If he gives her the nod, Obama risks deepening the financial community’s distrust of his administration and sparking a confirmation fight. He would be elevating a woman who, despite her mild manner, has repeatedly proven herself a thorn in the administration’s side during her tenure as watchdog over the government’s $700 billion bank bailout program.
Call those options A and B.
If they go with A, the howling will be incredible, and not just from the Professional Left. “She’s good enough to come up with the idea for the agency, but not good enough to head it? She’s good enough to head up the Congressional TARP review committee, but not this new agency?” Speculation is already being aired about this prospect, like today’s story at Politico, which probes the potential sexism issue.
If they go with B, the WH gets a consumer advocate who is going to be about as independent as possible, which is *well* outside their comfort zone. As Jane noted the other day, Team Obama does not like the prospect of having someone who was right about the coming financial mess in the midst of a team of folks who were wrong (and who, like Geithner and Bernanke, were at the middle of the house of cards when it was all being constructed).

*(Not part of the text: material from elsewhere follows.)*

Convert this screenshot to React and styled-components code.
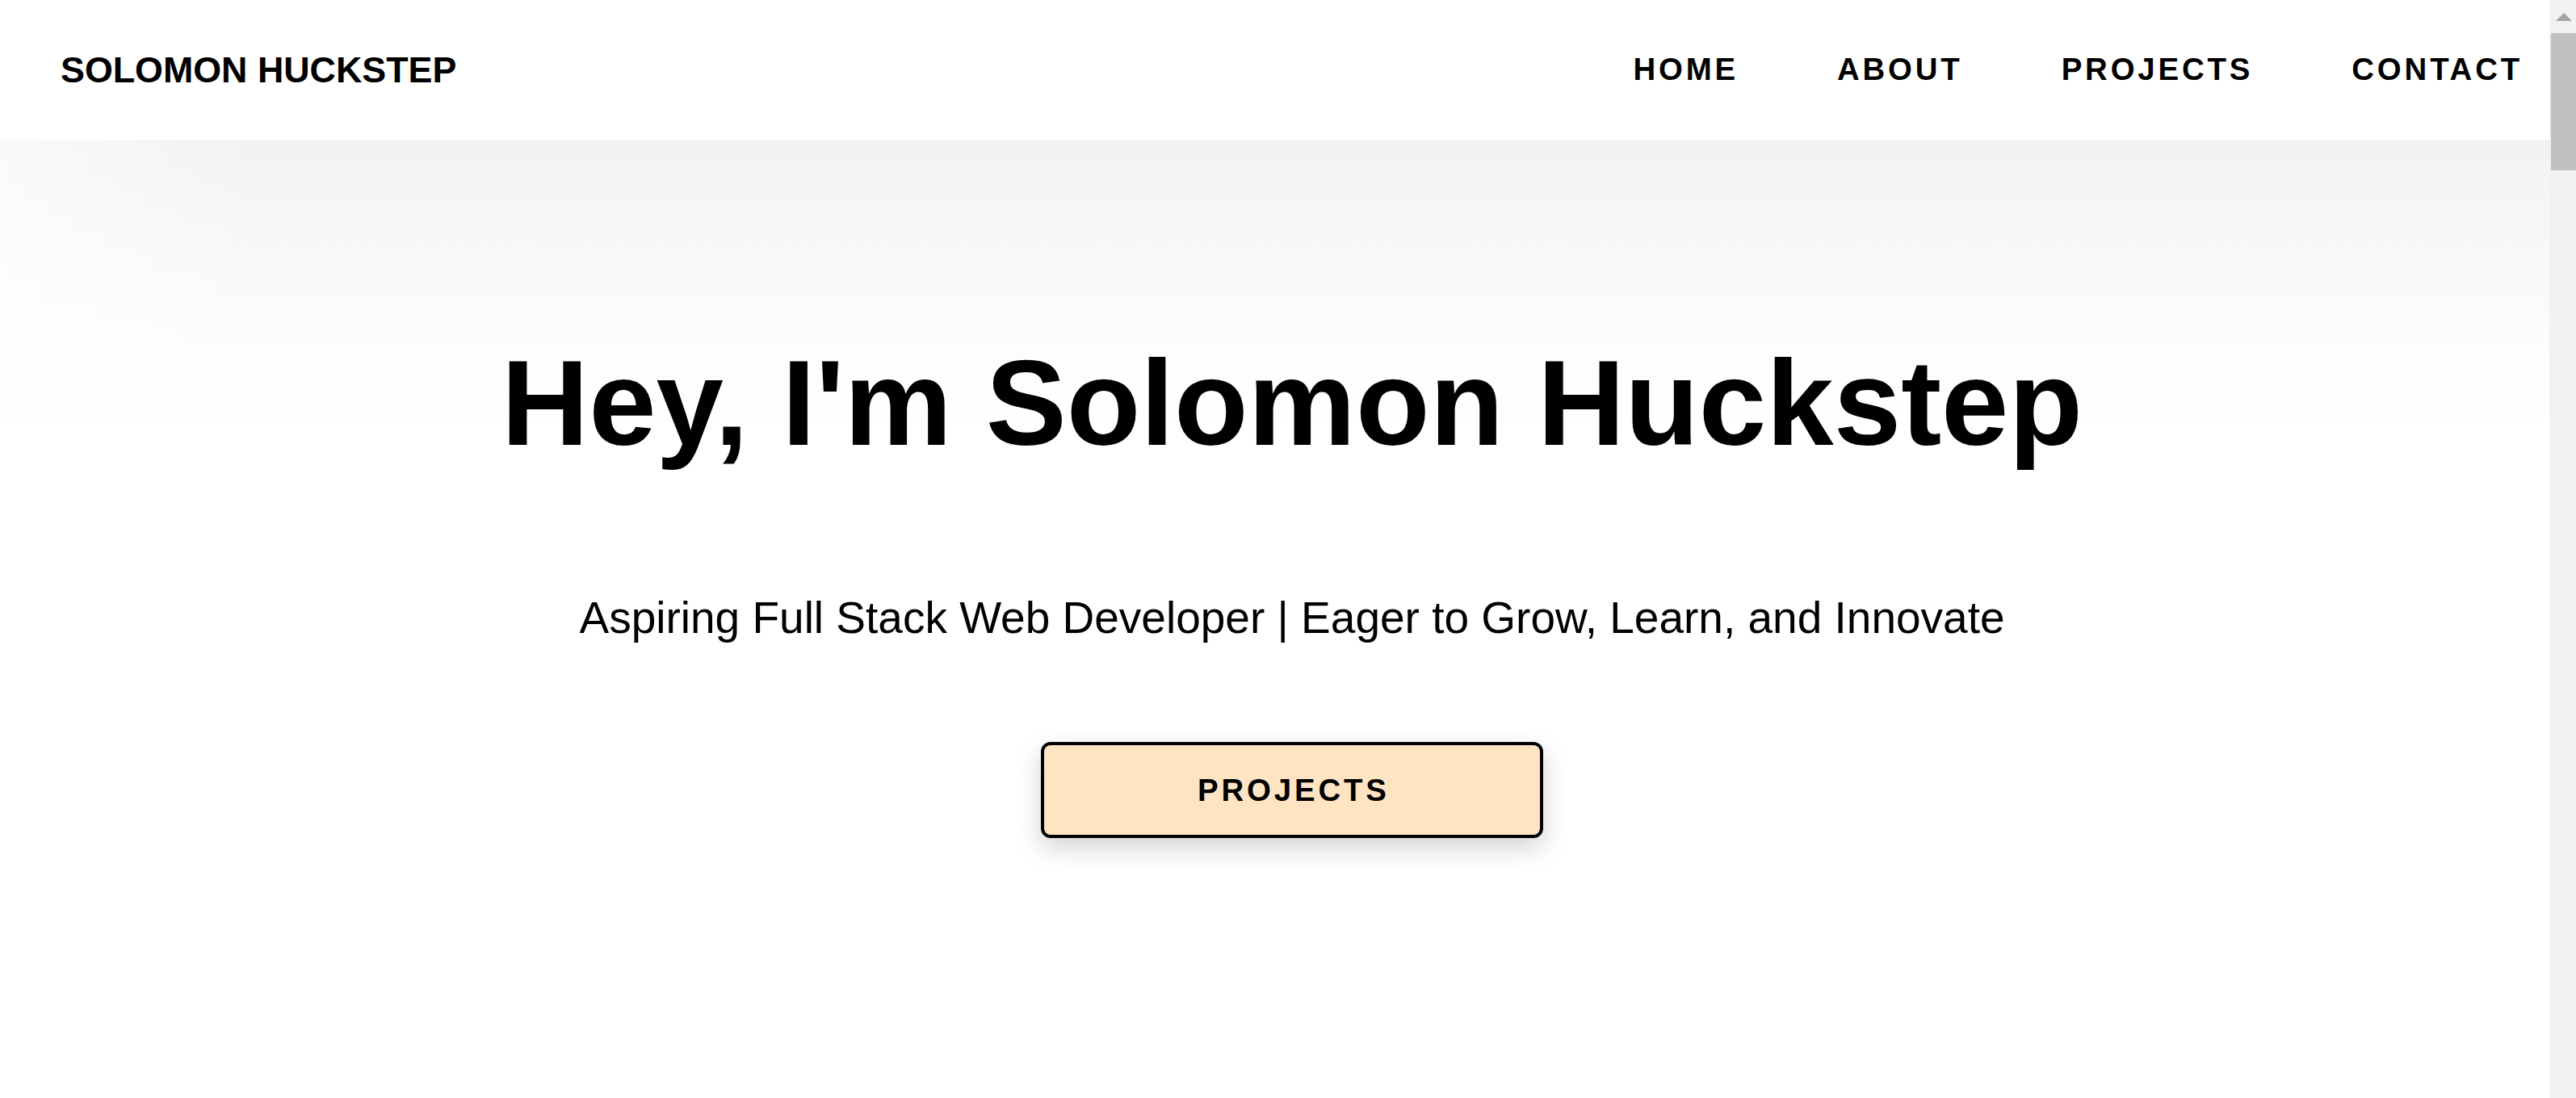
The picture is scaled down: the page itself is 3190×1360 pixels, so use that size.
import React from 'react'
import styled, { createGlobalStyle } from 'styled-components'

const GlobalStyle = createGlobalStyle`
    html, body {
        margin: 0;
        padding: 0;
        height: 100%;
        overflow: hidden;
        background: #fff;
    }

    body {
        font-family: "Liberation Sans", Arial, sans-serif;
        color: #000;
    }

    #root {
        height: 100%;
    }
`

const Window = styled.div`
    display: flex;
    height: 100vh;
`

const Page = styled.div`
    flex: 1;
    display: flex;
    flex-direction: column;
    min-width: 0;
`

const Header = styled.header`
    height: 173px;
    flex-shrink: 0;
    display: flex;
    align-items: center;
    justify-content: space-between;
    padding: 0 33px 0 75px;
    background: #fff;
`

const Logo = styled.div`
    font-size: 44.8px;
    font-weight: 700;
    line-height: 1;
`

const Nav = styled.nav`
    display: flex;
    align-items: center;
    gap: 122px;
`

const NavLink = styled.a`
    font-size: 38.4px;
    font-weight: 700;
    letter-spacing: 3.84px;
    line-height: 1;
    color: #000;
    text-decoration: none;
    text-transform: uppercase;
`

// soft shade under the header, lighter towards the left edge
const Hero = styled.main`
    flex: 1;
    display: flex;
    flex-direction: column;
    align-items: center;
    padding: 251px 0 0 43px;
    background:
        linear-gradient(to right, rgba(255, 255, 255, 0.6) 0, rgba(255, 255, 255, 0) 320px),
        linear-gradient(to bottom, #f2f2f2 0, #f4f4f4 50px, #f7f7f7 110px, #fafafa 190px, #fdfdfd 270px, #fff 360px);
`

const Title = styled.h1`
    margin: 0;
    font-size: 150px;
    font-weight: 700;
    line-height: 1;
`

const Tagline = styled.p`
    margin: 164px 0 0;
    font-size: 55px;
    font-weight: 400;
    line-height: 1;
`

const CallToAction = styled.button`
    margin-top: 126px;
    box-sizing: border-box;
    width: 622px;
    height: 119px;
    display: flex;
    align-items: center;
    justify-content: center;
    padding: 0 0 0 3.84px;
    background: #ffe4c4;
    border: 4px solid #000;
    border-radius: 12px;
    box-shadow: 0 12px 32px rgba(0, 0, 0, 0.18);
    font-family: "Liberation Sans", Arial, sans-serif;
    font-size: 38.4px;
    font-weight: 700;
    letter-spacing: 3.84px;
    color: #000;
    cursor: pointer;
`

const ScrollTrack = styled.div`
    width: 33px;
    flex-shrink: 0;
    display: flex;
    flex-direction: column;
    background: #f1f1f1;
`

const ScrollArrow = styled.div`
    height: 41px;
    display: flex;
    justify-content: center;
    padding: 16px 0 0 2px;
    box-sizing: border-box;

    &::before {
        content: '';
        width: 0;
        height: 0;
        border-left: 10px solid transparent;
        border-right: 10px solid transparent;
        border-bottom: 10px solid #a3a3a3;
    }
`

const ScrollThumb = styled.div`
    height: 170px;
    margin-left: 2px;
    background: #c1c1c1;
`

const links = ['Home', 'About', 'Projects', 'Contact']

export default function App() {
    return (
        <>
            <GlobalStyle />
            <Window>
                <Page>
                    <Header>
                        <Logo>SOLOMON HUCKSTEP</Logo>
                        <Nav>
                            {links.map(link => (
                                <NavLink key={link} href={`#${link.toLowerCase()}`}>{link}</NavLink>
                            ))}
                        </Nav>
                    </Header>
                    <Hero>
                        <Title>Hey, I'm Solomon Huckstep</Title>
                        <Tagline>Aspiring Full Stack Web Developer | Eager to Grow, Learn, and Innovate</Tagline>
                        <CallToAction>PROJECTS</CallToAction>
                    </Hero>
                </Page>
                <ScrollTrack>
                    <ScrollArrow />
                    <ScrollThumb />
                </ScrollTrack>
            </Window>
        </>
    )
}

But choosing Warren is only part of the political game — after all, Obama chose Dawn Johnsen, Goodwin Liu, and Edward Chen, too . . . and look what happened to them. As Marcy noted, let’s not mistake a nomination for an appointment.
Which brings us to Option C. If Obama nominates her and lets her dangle, a la Dawn Johnsen, what is the likelihood that Warren will be a good soldier and say nothing as the clock ticks away? She’s already shown by her TARP oversight work (especially her questioning of Geithner) that she isn’t particularly over-awed by people with big titles and fancy offices, and is more than willing to call people out for being wrong. Alternatively, what is the likelihood that she’ll get rather upset at being dangled out there to appease the Professional Left without having her nomination actively pushed by the WH, and make her displeasure known in a very public way?
If you’re Rahm Emanuel, option C is seductive . . . but if you guess wrong on how she’d react to being nominated and left to dangle, you’re going to pay a very, very steep price.
The longer this drags on, the harder it will be for the White House to say “we’re trying to look at all the best candidates.” It’s not like this is a Supreme Court nomination, that came up unexpectedly when someone died to creat a vacancy. Ever since the battle to create the CFPB was begun, the WH has been thinking about who to put at the head of it. Meanwhile, as Obama dithers, congressional support for Warren is growing by the day (see Teddy’s great diary about Jeff Merkley, or David Dayen’s coverage here and here). More and more this is becoming a less a question of “who?” and more a question of “Why not Warren?”
And that’s a question that the Obama White House does NOT want to answer.